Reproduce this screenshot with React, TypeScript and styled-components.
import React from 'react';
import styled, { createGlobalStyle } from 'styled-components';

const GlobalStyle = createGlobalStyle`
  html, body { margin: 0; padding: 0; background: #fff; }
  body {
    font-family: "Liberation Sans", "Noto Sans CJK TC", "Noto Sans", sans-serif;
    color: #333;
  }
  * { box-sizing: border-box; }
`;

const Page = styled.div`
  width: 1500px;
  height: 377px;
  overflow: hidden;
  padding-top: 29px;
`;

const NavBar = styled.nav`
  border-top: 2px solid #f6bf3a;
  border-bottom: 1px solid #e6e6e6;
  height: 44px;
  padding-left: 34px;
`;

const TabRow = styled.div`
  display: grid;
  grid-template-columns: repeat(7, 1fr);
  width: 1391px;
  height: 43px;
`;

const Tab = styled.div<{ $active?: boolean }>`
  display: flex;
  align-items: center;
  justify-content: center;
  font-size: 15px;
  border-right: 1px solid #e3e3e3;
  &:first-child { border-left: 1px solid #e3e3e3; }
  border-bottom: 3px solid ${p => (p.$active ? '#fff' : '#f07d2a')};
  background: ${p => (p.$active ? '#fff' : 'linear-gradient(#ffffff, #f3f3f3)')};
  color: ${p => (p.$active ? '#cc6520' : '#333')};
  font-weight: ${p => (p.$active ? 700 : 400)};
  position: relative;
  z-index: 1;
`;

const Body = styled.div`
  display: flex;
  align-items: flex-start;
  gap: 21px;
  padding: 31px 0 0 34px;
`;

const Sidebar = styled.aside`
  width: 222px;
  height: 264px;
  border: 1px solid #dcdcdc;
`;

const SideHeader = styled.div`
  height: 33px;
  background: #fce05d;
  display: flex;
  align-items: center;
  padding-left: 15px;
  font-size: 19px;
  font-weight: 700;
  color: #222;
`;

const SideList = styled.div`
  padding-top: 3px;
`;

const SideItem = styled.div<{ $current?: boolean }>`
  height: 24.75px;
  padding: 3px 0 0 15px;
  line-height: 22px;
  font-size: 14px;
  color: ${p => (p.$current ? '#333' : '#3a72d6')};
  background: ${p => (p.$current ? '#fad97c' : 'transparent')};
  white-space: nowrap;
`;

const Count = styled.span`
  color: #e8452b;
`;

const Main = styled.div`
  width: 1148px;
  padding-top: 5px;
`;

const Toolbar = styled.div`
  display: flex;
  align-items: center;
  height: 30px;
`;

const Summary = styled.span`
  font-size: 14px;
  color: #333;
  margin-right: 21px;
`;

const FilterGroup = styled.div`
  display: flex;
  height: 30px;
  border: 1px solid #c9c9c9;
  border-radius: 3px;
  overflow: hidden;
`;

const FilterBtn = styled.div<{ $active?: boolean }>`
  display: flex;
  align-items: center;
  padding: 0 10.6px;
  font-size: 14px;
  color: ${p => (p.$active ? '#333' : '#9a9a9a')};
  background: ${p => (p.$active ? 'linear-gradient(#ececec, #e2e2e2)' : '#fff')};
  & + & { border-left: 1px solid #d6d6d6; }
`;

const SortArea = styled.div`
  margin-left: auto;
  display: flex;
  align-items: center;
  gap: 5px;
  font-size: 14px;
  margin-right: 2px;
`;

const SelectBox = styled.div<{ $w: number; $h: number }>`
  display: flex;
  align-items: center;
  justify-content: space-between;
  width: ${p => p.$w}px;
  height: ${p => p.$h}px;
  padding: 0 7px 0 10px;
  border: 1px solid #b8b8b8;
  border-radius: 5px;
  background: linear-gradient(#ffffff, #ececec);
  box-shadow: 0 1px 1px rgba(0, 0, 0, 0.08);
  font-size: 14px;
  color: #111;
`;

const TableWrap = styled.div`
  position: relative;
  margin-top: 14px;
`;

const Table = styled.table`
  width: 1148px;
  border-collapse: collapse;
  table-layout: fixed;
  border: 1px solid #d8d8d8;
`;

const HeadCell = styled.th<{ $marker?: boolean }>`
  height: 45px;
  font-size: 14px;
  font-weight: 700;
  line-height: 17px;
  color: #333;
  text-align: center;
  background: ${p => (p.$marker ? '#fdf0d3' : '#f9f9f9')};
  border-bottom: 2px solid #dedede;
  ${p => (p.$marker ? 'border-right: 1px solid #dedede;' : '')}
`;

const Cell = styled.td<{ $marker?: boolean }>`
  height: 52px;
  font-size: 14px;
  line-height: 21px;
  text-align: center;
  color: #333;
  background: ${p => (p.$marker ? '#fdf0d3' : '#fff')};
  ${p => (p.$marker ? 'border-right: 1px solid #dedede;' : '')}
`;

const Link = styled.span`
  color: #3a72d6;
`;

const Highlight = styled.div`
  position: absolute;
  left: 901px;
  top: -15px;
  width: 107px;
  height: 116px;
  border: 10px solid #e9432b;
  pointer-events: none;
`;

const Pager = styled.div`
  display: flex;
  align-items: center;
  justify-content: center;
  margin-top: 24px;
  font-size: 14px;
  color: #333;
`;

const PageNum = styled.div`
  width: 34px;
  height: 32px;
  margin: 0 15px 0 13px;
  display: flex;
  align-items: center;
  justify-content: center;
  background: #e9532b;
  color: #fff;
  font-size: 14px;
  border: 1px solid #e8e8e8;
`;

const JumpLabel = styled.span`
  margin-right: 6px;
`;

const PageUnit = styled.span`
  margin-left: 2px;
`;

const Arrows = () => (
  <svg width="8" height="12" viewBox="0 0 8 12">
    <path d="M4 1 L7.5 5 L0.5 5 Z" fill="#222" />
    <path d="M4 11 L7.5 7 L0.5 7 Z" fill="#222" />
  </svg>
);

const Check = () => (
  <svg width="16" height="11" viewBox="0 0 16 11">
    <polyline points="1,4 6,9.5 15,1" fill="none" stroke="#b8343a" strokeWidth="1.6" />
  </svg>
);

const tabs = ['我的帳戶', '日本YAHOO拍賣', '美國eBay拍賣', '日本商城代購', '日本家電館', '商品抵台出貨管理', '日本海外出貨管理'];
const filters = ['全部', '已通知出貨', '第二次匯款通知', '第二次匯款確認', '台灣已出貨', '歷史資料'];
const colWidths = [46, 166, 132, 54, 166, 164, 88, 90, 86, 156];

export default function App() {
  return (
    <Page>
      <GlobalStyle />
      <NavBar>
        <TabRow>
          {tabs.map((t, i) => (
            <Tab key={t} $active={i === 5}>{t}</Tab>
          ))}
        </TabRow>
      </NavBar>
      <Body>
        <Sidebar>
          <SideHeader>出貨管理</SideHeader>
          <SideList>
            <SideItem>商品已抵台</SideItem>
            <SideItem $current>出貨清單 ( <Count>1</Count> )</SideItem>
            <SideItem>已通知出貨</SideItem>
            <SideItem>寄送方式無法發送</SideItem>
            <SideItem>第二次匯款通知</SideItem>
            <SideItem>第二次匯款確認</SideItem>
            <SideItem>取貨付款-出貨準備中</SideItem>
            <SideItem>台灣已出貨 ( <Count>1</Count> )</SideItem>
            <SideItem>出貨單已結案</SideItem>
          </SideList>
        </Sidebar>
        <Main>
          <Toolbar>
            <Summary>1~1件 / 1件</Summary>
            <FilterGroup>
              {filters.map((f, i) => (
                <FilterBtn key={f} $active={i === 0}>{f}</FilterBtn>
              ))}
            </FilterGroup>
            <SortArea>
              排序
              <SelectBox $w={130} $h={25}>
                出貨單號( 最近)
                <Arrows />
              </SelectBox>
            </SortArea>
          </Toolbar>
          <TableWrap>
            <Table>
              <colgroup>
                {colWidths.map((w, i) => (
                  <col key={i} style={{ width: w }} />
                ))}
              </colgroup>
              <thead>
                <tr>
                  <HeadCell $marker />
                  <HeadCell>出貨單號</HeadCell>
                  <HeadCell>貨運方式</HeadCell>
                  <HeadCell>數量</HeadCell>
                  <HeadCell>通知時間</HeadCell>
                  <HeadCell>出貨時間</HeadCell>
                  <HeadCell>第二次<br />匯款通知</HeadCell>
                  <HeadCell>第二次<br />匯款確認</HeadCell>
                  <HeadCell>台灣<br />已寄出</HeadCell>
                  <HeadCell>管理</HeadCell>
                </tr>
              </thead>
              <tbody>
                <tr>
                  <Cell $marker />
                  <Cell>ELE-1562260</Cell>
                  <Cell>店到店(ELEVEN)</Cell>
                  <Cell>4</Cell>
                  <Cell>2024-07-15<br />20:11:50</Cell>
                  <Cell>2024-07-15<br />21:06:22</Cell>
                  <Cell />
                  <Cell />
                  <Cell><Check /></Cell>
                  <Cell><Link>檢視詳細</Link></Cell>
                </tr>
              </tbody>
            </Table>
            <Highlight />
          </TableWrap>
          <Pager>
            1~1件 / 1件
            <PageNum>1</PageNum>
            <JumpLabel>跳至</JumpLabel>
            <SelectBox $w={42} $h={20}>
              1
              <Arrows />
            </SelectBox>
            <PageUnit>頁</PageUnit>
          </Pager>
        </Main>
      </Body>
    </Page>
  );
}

##############################

_Your task_
Isolate the lines above that contain the word "React" and copy them.

_Written answer_
Reproduce this screenshot with React, TypeScript and styled-components.
import React from 'react';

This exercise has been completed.